YOUR OBJECTIVE
Go through the material below, count the lines with the word "components", and reply with the count alone.

EXERCISE INPUTS
○ ○ ○ ○ ○ ○ ○

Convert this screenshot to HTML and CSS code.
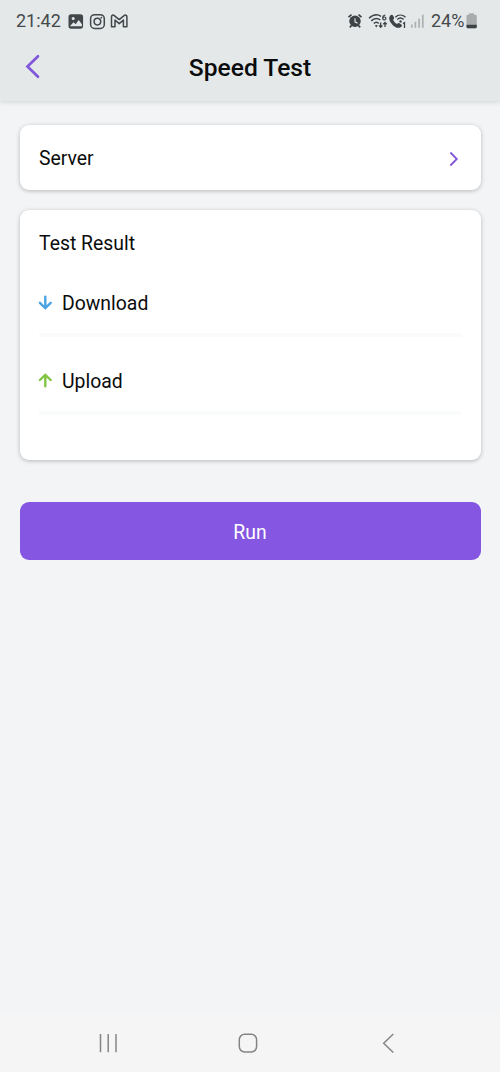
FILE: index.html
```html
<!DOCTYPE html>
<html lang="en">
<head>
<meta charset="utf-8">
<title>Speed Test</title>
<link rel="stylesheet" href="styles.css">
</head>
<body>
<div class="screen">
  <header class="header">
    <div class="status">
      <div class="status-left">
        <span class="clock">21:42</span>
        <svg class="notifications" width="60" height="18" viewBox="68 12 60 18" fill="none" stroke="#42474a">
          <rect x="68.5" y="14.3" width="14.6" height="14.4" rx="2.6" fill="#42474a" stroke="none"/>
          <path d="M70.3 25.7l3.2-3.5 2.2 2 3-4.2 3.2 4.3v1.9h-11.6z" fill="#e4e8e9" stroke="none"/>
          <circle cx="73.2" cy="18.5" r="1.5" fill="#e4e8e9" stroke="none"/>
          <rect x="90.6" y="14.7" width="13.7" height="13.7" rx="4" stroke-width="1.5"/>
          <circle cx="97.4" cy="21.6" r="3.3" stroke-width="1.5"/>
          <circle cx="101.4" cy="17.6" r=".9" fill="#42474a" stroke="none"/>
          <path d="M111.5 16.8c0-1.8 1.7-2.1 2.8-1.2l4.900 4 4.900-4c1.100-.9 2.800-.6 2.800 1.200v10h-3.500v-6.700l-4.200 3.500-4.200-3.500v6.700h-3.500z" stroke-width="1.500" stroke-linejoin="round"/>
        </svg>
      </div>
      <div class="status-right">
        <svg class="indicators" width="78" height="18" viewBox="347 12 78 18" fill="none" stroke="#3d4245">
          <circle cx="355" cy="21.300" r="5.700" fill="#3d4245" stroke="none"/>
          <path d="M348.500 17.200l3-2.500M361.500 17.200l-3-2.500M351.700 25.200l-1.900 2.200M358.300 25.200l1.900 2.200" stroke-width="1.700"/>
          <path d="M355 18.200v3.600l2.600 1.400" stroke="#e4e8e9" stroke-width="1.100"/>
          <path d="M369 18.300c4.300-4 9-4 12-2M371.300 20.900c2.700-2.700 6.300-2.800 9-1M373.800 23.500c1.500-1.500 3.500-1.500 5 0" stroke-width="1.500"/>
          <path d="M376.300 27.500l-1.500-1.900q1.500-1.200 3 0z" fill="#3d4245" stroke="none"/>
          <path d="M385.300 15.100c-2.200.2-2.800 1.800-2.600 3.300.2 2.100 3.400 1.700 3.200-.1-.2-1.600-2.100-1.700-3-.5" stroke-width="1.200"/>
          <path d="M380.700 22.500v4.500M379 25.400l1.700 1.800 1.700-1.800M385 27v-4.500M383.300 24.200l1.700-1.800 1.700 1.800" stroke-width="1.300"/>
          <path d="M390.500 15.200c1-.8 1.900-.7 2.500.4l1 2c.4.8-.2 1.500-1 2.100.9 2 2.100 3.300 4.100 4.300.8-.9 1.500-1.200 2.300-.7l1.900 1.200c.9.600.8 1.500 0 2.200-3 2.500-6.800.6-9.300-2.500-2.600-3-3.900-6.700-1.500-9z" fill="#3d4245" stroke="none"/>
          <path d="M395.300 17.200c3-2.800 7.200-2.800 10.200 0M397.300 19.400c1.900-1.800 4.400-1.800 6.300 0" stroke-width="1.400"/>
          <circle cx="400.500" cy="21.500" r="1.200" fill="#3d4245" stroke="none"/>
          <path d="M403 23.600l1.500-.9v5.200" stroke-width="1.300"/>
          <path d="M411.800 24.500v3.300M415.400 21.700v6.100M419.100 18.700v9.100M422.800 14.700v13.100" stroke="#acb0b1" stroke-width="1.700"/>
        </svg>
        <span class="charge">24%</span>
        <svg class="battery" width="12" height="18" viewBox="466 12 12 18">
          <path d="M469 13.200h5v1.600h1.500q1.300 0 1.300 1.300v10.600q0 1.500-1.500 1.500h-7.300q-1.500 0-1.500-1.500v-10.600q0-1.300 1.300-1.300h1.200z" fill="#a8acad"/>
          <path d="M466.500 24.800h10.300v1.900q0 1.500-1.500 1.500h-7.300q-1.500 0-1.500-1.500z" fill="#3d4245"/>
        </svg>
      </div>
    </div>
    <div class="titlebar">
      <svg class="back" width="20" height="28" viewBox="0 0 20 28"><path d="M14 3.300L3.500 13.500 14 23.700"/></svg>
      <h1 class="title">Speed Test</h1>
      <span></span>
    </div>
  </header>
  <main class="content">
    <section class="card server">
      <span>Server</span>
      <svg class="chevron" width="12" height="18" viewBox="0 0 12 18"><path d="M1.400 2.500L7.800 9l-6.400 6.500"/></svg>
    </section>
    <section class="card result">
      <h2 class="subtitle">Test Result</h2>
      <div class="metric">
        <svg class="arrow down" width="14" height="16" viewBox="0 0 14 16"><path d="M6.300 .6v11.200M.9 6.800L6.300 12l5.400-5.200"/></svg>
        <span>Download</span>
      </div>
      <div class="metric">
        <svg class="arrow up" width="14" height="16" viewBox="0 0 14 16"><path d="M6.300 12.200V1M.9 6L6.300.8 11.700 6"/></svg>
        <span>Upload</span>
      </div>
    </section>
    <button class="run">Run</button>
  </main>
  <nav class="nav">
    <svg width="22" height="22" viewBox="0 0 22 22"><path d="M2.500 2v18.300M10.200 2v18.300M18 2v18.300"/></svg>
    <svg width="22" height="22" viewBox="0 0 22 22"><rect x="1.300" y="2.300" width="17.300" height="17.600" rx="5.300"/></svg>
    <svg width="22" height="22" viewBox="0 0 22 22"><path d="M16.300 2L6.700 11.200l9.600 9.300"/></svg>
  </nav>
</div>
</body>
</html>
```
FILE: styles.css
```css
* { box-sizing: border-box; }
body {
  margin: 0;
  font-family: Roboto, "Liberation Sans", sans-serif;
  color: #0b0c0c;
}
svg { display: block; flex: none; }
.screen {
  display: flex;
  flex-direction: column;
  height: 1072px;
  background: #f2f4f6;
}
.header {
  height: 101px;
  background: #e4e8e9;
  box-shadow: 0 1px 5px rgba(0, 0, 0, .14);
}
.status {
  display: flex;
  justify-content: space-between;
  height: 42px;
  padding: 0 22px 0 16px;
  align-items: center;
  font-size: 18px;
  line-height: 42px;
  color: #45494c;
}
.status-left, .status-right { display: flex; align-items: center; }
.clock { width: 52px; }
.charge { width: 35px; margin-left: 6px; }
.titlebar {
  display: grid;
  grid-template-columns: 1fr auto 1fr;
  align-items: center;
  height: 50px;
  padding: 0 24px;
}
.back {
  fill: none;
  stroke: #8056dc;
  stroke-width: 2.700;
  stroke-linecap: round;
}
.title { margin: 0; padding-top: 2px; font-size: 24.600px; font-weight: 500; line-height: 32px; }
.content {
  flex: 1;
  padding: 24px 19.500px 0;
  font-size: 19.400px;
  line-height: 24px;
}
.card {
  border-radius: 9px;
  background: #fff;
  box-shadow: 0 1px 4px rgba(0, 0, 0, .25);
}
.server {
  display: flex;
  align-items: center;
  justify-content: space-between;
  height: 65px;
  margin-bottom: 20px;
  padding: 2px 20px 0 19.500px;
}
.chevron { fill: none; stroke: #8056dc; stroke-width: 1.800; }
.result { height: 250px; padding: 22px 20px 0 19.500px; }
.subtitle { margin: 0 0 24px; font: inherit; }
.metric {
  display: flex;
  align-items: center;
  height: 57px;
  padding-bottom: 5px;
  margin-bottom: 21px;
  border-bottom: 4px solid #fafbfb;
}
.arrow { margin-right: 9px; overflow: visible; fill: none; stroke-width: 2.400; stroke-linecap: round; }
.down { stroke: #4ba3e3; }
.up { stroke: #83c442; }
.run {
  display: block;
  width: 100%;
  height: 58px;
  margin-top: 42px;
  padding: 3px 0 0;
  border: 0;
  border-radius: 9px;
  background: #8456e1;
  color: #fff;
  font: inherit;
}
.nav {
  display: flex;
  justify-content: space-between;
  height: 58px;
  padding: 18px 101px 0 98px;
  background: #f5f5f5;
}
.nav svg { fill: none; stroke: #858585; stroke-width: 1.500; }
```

○ ○ ○ ○ ○ ○ ○

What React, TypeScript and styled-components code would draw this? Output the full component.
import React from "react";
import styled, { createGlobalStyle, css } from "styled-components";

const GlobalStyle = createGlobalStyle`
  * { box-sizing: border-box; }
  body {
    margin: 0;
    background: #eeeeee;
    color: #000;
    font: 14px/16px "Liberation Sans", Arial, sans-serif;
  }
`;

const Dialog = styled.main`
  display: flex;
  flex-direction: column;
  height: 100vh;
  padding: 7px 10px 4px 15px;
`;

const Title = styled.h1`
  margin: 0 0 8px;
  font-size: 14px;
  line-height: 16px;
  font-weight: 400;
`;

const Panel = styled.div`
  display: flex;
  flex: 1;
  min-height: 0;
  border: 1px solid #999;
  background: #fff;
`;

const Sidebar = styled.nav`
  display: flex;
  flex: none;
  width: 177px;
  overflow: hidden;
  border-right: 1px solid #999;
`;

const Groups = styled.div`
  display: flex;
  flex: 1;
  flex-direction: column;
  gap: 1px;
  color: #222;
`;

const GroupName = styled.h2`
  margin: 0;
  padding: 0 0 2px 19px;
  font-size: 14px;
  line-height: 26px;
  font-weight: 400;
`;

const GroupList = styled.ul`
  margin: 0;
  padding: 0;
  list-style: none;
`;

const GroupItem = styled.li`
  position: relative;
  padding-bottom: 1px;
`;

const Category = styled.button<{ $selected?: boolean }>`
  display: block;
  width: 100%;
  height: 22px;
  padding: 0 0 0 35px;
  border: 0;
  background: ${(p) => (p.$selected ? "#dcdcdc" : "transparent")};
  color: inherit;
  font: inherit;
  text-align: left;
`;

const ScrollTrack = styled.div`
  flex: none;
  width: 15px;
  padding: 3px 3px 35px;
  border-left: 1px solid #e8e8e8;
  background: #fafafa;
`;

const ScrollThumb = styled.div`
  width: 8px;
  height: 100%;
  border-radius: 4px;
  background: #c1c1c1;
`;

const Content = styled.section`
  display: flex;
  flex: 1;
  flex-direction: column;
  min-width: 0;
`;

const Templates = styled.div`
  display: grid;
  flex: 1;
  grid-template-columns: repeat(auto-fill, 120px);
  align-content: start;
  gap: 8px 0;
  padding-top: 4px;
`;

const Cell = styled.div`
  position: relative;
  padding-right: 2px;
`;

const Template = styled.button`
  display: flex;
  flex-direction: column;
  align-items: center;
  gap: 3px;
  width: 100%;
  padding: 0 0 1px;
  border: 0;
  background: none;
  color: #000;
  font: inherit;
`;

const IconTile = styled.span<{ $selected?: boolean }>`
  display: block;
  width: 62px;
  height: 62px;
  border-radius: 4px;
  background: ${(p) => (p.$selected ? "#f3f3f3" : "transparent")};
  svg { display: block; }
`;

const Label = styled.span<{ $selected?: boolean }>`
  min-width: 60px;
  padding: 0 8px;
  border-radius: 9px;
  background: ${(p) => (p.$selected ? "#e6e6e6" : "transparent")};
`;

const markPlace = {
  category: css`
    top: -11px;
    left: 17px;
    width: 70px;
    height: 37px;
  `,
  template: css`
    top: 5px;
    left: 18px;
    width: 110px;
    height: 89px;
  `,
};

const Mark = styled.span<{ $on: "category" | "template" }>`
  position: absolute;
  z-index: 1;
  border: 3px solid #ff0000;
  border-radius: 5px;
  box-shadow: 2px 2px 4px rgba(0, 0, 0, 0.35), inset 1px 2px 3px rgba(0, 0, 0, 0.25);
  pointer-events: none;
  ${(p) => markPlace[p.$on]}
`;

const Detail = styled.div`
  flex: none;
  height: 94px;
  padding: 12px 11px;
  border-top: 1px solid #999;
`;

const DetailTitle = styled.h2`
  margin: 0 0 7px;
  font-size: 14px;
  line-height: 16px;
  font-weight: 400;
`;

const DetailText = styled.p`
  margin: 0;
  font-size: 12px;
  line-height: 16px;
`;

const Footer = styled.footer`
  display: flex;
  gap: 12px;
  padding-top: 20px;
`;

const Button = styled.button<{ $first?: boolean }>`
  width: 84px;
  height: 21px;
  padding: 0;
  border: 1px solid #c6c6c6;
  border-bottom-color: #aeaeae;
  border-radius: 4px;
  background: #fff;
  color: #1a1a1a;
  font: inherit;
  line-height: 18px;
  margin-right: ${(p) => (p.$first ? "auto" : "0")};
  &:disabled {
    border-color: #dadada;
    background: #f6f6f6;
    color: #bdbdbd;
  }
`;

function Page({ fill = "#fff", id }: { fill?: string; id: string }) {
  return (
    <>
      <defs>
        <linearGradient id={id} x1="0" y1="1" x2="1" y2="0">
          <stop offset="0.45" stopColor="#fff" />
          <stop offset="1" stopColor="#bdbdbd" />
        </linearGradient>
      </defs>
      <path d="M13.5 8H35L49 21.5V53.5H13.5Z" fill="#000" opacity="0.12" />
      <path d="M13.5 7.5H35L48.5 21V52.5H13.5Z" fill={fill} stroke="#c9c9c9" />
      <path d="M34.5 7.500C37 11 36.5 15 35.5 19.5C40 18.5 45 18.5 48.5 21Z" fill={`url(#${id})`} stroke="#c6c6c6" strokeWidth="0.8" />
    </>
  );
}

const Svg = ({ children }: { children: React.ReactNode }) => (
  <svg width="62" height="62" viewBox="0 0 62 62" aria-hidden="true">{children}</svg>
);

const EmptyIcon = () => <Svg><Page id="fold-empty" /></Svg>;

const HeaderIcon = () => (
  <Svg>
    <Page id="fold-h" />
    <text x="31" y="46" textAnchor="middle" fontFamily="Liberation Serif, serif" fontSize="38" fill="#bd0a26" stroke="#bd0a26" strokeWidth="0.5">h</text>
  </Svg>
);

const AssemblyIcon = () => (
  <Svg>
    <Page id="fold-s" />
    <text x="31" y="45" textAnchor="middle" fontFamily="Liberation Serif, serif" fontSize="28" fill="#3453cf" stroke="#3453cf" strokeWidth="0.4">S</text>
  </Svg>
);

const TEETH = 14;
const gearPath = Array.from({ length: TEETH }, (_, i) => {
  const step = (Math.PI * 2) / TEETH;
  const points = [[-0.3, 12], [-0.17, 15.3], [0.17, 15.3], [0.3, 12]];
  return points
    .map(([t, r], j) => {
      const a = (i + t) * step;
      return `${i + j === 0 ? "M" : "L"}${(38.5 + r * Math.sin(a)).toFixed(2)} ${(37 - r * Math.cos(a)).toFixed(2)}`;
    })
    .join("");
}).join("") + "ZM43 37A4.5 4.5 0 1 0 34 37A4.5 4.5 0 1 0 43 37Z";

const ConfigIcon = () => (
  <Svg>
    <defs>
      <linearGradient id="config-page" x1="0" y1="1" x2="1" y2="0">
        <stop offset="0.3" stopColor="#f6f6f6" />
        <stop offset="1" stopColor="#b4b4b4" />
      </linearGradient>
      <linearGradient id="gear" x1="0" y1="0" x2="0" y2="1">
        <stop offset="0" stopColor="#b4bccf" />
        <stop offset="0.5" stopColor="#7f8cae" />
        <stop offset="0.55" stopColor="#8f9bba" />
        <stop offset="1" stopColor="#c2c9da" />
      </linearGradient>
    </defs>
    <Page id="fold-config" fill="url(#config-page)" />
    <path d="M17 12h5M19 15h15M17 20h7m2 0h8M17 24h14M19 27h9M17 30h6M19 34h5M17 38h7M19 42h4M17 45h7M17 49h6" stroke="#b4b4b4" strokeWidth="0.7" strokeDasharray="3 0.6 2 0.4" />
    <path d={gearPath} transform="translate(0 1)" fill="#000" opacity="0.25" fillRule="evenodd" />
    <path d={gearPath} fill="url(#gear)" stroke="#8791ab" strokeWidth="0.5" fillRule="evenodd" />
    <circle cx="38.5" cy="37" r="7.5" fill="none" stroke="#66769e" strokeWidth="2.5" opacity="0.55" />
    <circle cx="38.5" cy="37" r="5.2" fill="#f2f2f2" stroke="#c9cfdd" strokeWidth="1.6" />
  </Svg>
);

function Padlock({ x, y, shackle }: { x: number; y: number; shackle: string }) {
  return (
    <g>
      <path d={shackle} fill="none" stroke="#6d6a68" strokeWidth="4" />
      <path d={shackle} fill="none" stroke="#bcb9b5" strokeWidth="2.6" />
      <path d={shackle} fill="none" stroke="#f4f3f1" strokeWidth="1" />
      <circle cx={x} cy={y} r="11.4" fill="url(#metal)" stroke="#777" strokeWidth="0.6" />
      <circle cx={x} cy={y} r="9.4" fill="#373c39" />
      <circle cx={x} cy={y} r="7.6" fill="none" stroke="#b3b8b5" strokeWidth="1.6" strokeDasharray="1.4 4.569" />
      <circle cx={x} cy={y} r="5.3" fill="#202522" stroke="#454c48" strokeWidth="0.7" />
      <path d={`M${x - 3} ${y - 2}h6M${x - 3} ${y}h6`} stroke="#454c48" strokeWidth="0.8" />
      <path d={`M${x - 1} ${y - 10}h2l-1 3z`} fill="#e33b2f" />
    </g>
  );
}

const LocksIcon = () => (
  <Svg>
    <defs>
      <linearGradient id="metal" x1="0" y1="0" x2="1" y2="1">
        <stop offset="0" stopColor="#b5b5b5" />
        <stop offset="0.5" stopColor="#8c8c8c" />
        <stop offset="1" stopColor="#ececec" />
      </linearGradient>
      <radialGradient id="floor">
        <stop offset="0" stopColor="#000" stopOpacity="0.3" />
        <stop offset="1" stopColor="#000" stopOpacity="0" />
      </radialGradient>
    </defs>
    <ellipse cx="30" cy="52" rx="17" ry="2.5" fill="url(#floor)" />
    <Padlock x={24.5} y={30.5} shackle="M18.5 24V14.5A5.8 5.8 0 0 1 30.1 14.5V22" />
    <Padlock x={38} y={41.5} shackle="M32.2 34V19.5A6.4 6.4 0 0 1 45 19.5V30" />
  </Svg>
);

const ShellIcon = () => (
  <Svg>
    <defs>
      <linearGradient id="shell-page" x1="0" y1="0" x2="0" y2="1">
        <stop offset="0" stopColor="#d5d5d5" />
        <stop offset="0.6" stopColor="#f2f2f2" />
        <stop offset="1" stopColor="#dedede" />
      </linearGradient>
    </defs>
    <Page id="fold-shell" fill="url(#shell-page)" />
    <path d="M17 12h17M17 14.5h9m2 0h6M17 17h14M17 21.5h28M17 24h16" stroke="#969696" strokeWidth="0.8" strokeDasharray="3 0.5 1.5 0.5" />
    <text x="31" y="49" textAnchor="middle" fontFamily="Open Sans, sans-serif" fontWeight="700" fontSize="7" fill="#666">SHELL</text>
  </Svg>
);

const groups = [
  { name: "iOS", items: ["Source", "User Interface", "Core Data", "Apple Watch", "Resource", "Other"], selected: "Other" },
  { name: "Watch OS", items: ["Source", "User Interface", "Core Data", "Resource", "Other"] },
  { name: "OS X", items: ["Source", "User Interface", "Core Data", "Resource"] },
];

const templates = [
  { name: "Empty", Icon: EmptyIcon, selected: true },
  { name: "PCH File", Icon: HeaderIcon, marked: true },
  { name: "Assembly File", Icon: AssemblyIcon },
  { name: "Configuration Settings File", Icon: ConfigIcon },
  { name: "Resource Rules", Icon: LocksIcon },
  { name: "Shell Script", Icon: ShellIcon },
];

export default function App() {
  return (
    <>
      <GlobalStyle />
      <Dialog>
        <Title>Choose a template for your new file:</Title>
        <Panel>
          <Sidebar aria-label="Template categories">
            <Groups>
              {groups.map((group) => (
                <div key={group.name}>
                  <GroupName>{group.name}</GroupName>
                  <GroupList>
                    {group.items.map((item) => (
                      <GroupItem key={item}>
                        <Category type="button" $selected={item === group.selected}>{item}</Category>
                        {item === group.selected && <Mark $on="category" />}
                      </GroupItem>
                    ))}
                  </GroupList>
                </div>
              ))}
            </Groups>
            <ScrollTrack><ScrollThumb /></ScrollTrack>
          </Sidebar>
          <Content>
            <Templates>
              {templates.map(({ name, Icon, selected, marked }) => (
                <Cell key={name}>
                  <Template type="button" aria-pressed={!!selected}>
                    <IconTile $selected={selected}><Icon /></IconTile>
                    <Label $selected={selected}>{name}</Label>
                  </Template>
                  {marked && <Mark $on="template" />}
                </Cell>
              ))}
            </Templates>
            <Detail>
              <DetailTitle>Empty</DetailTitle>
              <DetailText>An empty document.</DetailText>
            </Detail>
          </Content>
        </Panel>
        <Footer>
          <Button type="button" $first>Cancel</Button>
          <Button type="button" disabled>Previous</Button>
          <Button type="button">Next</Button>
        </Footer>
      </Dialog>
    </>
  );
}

○ ○ ○ ○ ○ ○ ○

RESPONSE BELOW
2